A Sri Lankan Court on Monday suspended an order preventing a detained Aeroflot flight from leaving Colombo, paving the way for the Russian flag carrier’s aircraft to depart for Moscow. The Colombo Commercial High Court considered a motion filed by the Sri Lankan Attorney General and suspended the previous order which had led to the detention of the Aeroflot aircraft, the News First website reported.

The motion was considered in the presence of Colombo Commercial High Court Judge Harsha Setunga. Officials said that the flight is now free to depart Colombo.

On June 2, the court issued the order while fixing the case for June 16. The Airbus A330-343 aircraft, scheduled to depart from the Colombo airport to Moscow on June 2 with 191 passengers and 13 crew members, was not allowed as the owner of the aircraft — Celestial Aviation of Ireland — had filed a case against Aeroflot, pending arbitration on the lease of the aircraft in London.
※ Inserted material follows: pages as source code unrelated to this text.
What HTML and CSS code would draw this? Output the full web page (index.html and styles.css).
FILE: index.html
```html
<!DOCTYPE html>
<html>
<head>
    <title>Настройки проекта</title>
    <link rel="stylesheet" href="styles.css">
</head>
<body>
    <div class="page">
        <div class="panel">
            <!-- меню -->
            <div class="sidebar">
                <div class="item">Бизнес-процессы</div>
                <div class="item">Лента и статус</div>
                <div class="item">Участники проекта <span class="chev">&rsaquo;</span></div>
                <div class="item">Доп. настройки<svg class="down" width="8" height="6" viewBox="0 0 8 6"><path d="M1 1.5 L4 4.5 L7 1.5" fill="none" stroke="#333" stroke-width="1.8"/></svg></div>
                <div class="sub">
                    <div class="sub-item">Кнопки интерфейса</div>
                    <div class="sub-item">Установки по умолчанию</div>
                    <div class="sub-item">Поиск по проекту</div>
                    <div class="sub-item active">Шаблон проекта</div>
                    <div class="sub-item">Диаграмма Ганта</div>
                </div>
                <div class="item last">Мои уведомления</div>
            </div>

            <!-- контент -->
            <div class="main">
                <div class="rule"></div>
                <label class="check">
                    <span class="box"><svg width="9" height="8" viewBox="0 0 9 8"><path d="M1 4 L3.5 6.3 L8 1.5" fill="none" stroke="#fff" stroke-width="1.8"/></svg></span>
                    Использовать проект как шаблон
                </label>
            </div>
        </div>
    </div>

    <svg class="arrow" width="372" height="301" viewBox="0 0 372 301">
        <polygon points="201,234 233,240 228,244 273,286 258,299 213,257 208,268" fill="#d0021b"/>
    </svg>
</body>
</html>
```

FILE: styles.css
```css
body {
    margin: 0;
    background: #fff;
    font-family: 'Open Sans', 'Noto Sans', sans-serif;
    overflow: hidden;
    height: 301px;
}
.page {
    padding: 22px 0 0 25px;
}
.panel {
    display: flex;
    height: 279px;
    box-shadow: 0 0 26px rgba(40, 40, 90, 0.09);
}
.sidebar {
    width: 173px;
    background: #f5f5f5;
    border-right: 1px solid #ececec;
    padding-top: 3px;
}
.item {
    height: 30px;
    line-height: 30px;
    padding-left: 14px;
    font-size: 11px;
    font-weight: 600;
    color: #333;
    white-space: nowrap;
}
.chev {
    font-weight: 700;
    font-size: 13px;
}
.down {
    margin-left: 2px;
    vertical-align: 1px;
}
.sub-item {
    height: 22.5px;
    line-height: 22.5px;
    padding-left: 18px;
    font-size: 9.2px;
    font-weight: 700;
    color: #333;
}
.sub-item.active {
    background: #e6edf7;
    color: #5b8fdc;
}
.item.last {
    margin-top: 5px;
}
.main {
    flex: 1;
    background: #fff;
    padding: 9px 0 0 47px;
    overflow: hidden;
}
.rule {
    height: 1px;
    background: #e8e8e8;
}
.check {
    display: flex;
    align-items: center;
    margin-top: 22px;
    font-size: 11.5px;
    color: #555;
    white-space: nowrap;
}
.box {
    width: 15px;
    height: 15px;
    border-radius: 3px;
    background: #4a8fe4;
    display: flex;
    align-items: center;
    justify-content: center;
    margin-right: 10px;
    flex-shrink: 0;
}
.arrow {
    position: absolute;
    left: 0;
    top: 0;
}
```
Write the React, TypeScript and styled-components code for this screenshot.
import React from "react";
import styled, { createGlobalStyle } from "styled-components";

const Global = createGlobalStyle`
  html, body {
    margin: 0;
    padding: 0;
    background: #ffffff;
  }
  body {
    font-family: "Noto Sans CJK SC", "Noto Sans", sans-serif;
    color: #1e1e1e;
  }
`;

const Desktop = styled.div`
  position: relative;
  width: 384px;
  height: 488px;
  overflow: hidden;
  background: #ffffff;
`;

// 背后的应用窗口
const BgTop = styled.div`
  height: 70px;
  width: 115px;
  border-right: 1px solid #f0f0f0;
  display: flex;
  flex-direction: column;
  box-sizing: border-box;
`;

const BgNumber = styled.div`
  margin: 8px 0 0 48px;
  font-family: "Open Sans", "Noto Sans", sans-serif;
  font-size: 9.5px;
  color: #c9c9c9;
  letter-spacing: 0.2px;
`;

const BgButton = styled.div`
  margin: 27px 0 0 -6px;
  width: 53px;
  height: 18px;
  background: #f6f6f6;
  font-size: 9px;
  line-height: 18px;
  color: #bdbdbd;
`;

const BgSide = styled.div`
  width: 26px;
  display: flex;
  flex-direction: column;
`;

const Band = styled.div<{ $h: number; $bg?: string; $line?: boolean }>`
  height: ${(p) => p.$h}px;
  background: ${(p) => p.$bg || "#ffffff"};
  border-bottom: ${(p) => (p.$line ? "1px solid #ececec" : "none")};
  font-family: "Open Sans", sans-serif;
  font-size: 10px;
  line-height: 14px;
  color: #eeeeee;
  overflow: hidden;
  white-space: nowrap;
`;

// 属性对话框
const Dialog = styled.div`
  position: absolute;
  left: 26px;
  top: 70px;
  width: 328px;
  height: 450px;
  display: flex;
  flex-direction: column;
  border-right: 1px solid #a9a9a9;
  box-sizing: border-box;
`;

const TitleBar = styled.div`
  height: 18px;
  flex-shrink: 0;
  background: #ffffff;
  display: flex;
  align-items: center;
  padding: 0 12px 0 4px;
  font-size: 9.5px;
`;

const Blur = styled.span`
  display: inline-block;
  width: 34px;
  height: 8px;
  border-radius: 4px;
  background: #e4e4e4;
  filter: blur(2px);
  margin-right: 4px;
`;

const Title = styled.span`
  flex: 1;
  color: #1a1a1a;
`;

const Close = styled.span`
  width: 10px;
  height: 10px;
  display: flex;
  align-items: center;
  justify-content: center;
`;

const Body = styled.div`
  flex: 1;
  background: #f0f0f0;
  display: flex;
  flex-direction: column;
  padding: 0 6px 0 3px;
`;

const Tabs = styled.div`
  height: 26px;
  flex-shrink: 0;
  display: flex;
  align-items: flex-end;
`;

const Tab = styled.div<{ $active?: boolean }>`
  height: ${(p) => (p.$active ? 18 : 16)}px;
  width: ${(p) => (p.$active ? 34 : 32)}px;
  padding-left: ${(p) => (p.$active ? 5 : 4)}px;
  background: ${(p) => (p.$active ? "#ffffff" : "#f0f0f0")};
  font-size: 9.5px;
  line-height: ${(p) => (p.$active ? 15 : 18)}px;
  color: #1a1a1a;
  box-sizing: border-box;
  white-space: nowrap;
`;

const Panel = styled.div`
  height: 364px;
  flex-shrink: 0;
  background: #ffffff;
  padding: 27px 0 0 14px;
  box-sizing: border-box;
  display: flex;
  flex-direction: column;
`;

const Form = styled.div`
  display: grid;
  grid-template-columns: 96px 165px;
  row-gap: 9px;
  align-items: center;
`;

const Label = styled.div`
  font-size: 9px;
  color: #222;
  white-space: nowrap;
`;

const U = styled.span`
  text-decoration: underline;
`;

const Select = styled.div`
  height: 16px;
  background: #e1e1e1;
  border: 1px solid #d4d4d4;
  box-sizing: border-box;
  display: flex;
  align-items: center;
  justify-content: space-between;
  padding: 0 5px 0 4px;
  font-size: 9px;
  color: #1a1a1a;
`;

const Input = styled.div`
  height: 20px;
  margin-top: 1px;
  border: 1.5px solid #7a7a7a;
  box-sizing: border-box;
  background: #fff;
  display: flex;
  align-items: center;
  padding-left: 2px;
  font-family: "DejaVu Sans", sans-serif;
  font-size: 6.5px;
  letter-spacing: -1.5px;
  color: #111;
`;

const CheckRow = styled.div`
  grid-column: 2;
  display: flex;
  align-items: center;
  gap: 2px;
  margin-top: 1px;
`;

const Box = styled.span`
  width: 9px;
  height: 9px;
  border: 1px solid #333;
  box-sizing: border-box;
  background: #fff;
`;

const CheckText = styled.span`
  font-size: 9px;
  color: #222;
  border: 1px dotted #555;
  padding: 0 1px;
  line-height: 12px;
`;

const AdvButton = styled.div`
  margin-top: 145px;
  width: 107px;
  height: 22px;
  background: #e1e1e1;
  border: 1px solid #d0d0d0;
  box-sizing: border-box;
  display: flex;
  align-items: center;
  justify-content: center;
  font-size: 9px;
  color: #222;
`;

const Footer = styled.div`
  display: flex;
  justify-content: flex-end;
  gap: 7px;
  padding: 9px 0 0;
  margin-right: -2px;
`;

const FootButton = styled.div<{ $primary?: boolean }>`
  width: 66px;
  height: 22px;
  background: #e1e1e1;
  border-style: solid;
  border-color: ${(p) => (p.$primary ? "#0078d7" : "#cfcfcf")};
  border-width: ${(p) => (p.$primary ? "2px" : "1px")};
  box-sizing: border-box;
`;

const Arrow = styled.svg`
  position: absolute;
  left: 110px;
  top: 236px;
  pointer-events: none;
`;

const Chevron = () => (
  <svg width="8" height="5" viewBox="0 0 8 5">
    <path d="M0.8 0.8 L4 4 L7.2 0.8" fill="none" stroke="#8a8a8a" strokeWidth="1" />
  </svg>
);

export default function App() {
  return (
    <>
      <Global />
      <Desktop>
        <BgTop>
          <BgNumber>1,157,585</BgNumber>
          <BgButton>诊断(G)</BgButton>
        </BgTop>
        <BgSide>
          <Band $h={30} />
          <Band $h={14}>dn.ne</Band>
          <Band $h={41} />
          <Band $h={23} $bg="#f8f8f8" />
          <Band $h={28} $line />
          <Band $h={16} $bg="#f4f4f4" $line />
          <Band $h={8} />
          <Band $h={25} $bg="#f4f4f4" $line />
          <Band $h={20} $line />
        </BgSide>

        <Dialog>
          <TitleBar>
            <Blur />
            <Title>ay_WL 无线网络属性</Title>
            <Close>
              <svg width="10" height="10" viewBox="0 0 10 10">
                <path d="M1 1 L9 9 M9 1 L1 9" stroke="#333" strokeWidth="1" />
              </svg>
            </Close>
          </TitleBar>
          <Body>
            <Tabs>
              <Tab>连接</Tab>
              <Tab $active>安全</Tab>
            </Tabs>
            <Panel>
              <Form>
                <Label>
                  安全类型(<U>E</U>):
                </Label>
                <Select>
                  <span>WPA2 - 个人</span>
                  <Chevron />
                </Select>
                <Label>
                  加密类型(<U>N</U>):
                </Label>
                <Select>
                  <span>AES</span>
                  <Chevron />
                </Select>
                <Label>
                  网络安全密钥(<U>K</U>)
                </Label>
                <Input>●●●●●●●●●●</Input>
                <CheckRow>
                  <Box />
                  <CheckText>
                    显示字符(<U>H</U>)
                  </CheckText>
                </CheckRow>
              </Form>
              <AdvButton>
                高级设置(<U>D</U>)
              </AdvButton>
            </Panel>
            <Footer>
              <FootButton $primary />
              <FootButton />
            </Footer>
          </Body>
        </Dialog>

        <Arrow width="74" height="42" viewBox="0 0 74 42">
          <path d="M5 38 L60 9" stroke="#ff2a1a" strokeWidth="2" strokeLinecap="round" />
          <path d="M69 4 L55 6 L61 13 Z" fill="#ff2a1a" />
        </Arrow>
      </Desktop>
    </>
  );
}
Although the government here maintained that the dispute between the Aeroflot and Celestial Aviation was purely of a commercial nature and should be dealt with between the said two parties and with no involvement of the state, the angry Russian government summoned the Sri Lankan Ambassador in Moscow for an explanation. The flight owning company had pleaded in court that Aeroflot was told not to fly the aircraft after the lease agreement came to be terminated in March. However, Aeroflot continued to fly it between Moscow and Colombo.

Russia canceled Aeroflot flights to Sri Lanka and ordered the Russian tourists to return home. Celestial Aviation Trading Limited, one of the largest plane-leasing firms, is seeking to confiscate the jet after Russia failed to return its property.

The European Union February imposed a wide array of economic sanctions on Russia, including banning the leasing of EU airplanes, after it invaded Ukraine. The bloc’s sanctions demanded Russia return any aircraft leased from EU firms by the end of March.

Leasing companies have confiscated 78 planes operated by Russian airlines since the sanctions were imposed.